_What is expected_
Write out the entire listing below exactly, with the pictures left out.

_Given material_
========

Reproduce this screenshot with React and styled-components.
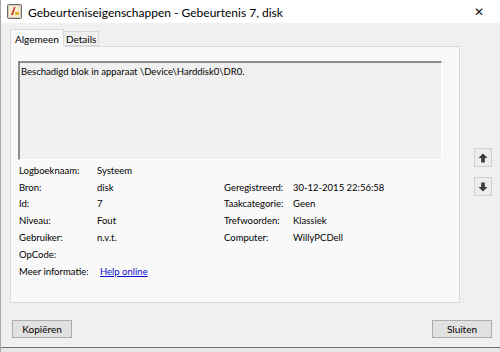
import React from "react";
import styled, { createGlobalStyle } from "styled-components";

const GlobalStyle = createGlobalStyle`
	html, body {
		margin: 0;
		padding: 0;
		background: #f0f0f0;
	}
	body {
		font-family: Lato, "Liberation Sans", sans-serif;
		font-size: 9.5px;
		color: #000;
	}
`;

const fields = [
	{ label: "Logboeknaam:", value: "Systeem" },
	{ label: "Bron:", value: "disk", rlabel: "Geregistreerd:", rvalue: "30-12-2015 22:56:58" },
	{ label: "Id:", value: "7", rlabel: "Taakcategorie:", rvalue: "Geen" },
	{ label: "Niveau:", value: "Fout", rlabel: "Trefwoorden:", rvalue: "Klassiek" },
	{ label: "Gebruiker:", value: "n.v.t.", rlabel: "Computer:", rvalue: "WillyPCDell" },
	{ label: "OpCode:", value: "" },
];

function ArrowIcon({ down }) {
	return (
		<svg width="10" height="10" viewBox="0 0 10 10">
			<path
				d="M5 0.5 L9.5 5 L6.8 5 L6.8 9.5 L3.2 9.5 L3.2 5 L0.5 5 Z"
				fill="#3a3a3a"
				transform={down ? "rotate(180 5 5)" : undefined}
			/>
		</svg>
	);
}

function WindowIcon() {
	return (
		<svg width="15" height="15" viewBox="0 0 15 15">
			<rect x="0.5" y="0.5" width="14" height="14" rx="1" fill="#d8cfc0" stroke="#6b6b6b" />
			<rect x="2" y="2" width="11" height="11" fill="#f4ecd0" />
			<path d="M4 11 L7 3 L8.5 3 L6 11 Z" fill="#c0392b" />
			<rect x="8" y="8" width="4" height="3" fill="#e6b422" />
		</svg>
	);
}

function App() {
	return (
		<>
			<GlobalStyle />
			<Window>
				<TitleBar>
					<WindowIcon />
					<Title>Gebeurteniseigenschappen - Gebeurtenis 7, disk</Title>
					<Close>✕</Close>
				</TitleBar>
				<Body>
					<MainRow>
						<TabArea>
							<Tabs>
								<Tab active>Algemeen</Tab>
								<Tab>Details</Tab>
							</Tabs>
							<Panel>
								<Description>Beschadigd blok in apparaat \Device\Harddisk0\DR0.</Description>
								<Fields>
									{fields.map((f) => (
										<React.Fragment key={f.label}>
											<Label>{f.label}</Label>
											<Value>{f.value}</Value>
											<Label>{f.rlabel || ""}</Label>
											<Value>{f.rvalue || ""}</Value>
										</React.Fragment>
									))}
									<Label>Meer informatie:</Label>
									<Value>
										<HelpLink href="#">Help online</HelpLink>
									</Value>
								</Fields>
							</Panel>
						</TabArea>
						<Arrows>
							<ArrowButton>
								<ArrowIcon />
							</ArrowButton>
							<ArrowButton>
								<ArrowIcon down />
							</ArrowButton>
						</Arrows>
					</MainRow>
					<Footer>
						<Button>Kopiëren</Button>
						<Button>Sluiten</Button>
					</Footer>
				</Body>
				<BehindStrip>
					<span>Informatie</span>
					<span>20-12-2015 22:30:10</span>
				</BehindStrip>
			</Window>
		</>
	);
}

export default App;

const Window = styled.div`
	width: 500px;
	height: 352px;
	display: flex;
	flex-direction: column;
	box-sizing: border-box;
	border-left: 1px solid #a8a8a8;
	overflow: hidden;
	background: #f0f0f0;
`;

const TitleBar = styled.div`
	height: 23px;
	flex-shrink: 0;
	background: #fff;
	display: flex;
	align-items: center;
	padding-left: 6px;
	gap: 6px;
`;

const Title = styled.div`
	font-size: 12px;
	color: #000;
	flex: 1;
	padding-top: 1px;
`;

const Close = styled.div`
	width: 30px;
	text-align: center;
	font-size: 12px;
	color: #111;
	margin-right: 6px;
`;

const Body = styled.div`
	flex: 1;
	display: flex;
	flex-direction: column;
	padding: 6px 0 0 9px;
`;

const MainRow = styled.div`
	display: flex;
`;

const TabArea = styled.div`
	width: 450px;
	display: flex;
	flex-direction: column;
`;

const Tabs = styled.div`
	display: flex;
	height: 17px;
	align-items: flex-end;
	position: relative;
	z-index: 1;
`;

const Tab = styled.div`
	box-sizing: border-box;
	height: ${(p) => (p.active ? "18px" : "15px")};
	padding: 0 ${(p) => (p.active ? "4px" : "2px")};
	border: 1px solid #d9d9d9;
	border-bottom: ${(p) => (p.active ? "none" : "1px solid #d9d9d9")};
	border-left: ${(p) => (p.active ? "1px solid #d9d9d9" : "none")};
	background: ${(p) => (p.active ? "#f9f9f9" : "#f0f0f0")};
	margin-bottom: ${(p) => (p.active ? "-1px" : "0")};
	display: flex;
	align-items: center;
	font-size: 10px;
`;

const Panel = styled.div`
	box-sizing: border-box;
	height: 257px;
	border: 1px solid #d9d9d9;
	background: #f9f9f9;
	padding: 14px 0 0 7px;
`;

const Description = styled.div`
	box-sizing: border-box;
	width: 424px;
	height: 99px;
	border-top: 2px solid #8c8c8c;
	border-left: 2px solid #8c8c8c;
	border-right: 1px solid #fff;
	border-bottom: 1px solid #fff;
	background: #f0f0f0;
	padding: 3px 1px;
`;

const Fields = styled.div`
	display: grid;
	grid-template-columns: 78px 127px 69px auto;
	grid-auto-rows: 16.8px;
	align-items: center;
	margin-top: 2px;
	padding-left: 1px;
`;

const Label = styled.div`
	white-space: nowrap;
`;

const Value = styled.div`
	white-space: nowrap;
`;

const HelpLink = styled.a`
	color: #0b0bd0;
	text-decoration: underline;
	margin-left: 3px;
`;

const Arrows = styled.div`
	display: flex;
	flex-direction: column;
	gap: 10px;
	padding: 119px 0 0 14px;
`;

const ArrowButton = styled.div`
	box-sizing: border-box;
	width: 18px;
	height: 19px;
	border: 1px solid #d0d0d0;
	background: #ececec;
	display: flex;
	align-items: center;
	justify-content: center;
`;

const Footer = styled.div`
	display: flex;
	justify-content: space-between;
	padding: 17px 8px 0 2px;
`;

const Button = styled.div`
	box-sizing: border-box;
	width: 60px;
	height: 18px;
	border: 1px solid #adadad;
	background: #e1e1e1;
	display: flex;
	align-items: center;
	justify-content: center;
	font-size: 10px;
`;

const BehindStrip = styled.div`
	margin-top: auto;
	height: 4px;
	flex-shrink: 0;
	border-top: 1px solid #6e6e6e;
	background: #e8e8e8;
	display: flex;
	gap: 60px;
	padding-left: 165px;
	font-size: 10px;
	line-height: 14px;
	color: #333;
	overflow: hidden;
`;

========

_Task answer_
Reproduce this screenshot with React and styled-components.
import React from "react";
import styled, { createGlobalStyle } from "styled-components";

const GlobalStyle = createGlobalStyle`
	html, body {
		margin: 0;
		padding: 0;
		background: #f0f0f0;
	}
	body {
		font-family: Lato, "Liberation Sans", sans-serif;
		font-size: 9.5px;
		color: #000;
	}
`;

const fields = [
	{ label: "Logboeknaam:", value: "Systeem" },
	{ label: "Bron:", value: "disk", rlabel: "Geregistreerd:", rvalue: "30-12-2015 22:56:58" },
	{ label: "Id:", value: "7", rlabel: "Taakcategorie:", rvalue: "Geen" },
	{ label: "Niveau:", value: "Fout", rlabel: "Trefwoorden:", rvalue: "Klassiek" },
	{ label: "Gebruiker:", value: "n.v.t.", rlabel: "Computer:", rvalue: "WillyPCDell" },
	{ label: "OpCode:", value: "" },
];

function ArrowIcon({ down }) {
	return (
		<svg width="10" height="10" viewBox="0 0 10 10">
			<path
				d="M5 0.5 L9.5 5 L6.8 5 L6.8 9.5 L3.2 9.5 L3.2 5 L0.5 5 Z"
				fill="#3a3a3a"
				transform={down ? "rotate(180 5 5)" : undefined}
			/>
		</svg>
	);
}

function WindowIcon() {
	return (
		<svg width="15" height="15" viewBox="0 0 15 15">
			<rect x="0.5" y="0.5" width="14" height="14" rx="1" fill="#d8cfc0" stroke="#6b6b6b" />
			<rect x="2" y="2" width="11" height="11" fill="#f4ecd0" />
			<path d="M4 11 L7 3 L8.5 3 L6 11 Z" fill="#c0392b" />
			<rect x="8" y="8" width="4" height="3" fill="#e6b422" />
		</svg>
	);
}

function App() {
	return (
		<>
			<GlobalStyle />
			<Window>
				<TitleBar>
					<WindowIcon />
					<Title>Gebeurteniseigenschappen - Gebeurtenis 7, disk</Title>
					<Close>✕</Close>
				</TitleBar>
				<Body>
					<MainRow>
						<TabArea>
							<Tabs>
								<Tab active>Algemeen</Tab>
								<Tab>Details</Tab>
							</Tabs>
							<Panel>
								<Description>Beschadigd blok in apparaat \Device\Harddisk0\DR0.</Description>
								<Fields>
									{fields.map((f) => (
										<React.Fragment key={f.label}>
											<Label>{f.label}</Label>
											<Value>{f.value}</Value>
											<Label>{f.rlabel || ""}</Label>
											<Value>{f.rvalue || ""}</Value>
										</React.Fragment>
									))}
									<Label>Meer informatie:</Label>
									<Value>
										<HelpLink href="#">Help online</HelpLink>
									</Value>
								</Fields>
							</Panel>
						</TabArea>
						<Arrows>
							<ArrowButton>
								<ArrowIcon />
							</ArrowButton>
							<ArrowButton>
								<ArrowIcon down />
							</ArrowButton>
						</Arrows>
					</MainRow>
					<Footer>
						<Button>Kopiëren</Button>
						<Button>Sluiten</Button>
					</Footer>
				</Body>
				<BehindStrip>
					<span>Informatie</span>
					<span>20-12-2015 22:30:10</span>
				</BehindStrip>
			</Window>
		</>
	);
}

export default App;

const Window = styled.div`
	width: 500px;
	height: 352px;
	display: flex;
	flex-direction: column;
	box-sizing: border-box;
	border-left: 1px solid #a8a8a8;
	overflow: hidden;
	background: #f0f0f0;
`;

const TitleBar = styled.div`
	height: 23px;
	flex-shrink: 0;
	background: #fff;
	display: flex;
	align-items: center;
	padding-left: 6px;
	gap: 6px;
`;

const Title = styled.div`
	font-size: 12px;
	color: #000;
	flex: 1;
	padding-top: 1px;
`;

const Close = styled.div`
	width: 30px;
	text-align: center;
	font-size: 12px;
	color: #111;
	margin-right: 6px;
`;

const Body = styled.div`
	flex: 1;
	display: flex;
	flex-direction: column;
	padding: 6px 0 0 9px;
`;

const MainRow = styled.div`
	display: flex;
`;

const TabArea = styled.div`
	width: 450px;
	display: flex;
	flex-direction: column;
`;

const Tabs = styled.div`
	display: flex;
	height: 17px;
	align-items: flex-end;
	position: relative;
	z-index: 1;
`;

const Tab = styled.div`
	box-sizing: border-box;
	height: ${(p) => (p.active ? "18px" : "15px")};
	padding: 0 ${(p) => (p.active ? "4px" : "2px")};
	border: 1px solid #d9d9d9;
	border-bottom: ${(p) => (p.active ? "none" : "1px solid #d9d9d9")};
	border-left: ${(p) => (p.active ? "1px solid #d9d9d9" : "none")};
	background: ${(p) => (p.active ? "#f9f9f9" : "#f0f0f0")};
	margin-bottom: ${(p) => (p.active ? "-1px" : "0")};
	display: flex;
	align-items: center;
	font-size: 10px;
`;

const Panel = styled.div`
	box-sizing: border-box;
	height: 257px;
	border: 1px solid #d9d9d9;
	background: #f9f9f9;
	padding: 14px 0 0 7px;
`;

const Description = styled.div`
	box-sizing: border-box;
	width: 424px;
	height: 99px;
	border-top: 2px solid #8c8c8c;
	border-left: 2px solid #8c8c8c;
	border-right: 1px solid #fff;
	border-bottom: 1px solid #fff;
	background: #f0f0f0;
	padding: 3px 1px;
`;

const Fields = styled.div`
	display: grid;
	grid-template-columns: 78px 127px 69px auto;
	grid-auto-rows: 16.8px;
	align-items: center;
	margin-top: 2px;
	padding-left: 1px;
`;

const Label = styled.div`
	white-space: nowrap;
`;

const Value = styled.div`
	white-space: nowrap;
`;

const HelpLink = styled.a`
	color: #0b0bd0;
	text-decoration: underline;
	margin-left: 3px;
`;

const Arrows = styled.div`
	display: flex;
	flex-direction: column;
	gap: 10px;
	padding: 119px 0 0 14px;
`;

const ArrowButton = styled.div`
	box-sizing: border-box;
	width: 18px;
	height: 19px;
	border: 1px solid #d0d0d0;
	background: #ececec;
	display: flex;
	align-items: center;
	justify-content: center;
`;

const Footer = styled.div`
	display: flex;
	justify-content: space-between;
	padding: 17px 8px 0 2px;
`;

const Button = styled.div`
	box-sizing: border-box;
	width: 60px;
	height: 18px;
	border: 1px solid #adadad;
	background: #e1e1e1;
	display: flex;
	align-items: center;
	justify-content: center;
	font-size: 10px;
`;

const BehindStrip = styled.div`
	margin-top: auto;
	height: 4px;
	flex-shrink: 0;
	border-top: 1px solid #6e6e6e;
	background: #e8e8e8;
	display: flex;
	gap: 60px;
	padding-left: 165px;
	font-size: 10px;
	line-height: 14px;
	color: #333;
	overflow: hidden;
`;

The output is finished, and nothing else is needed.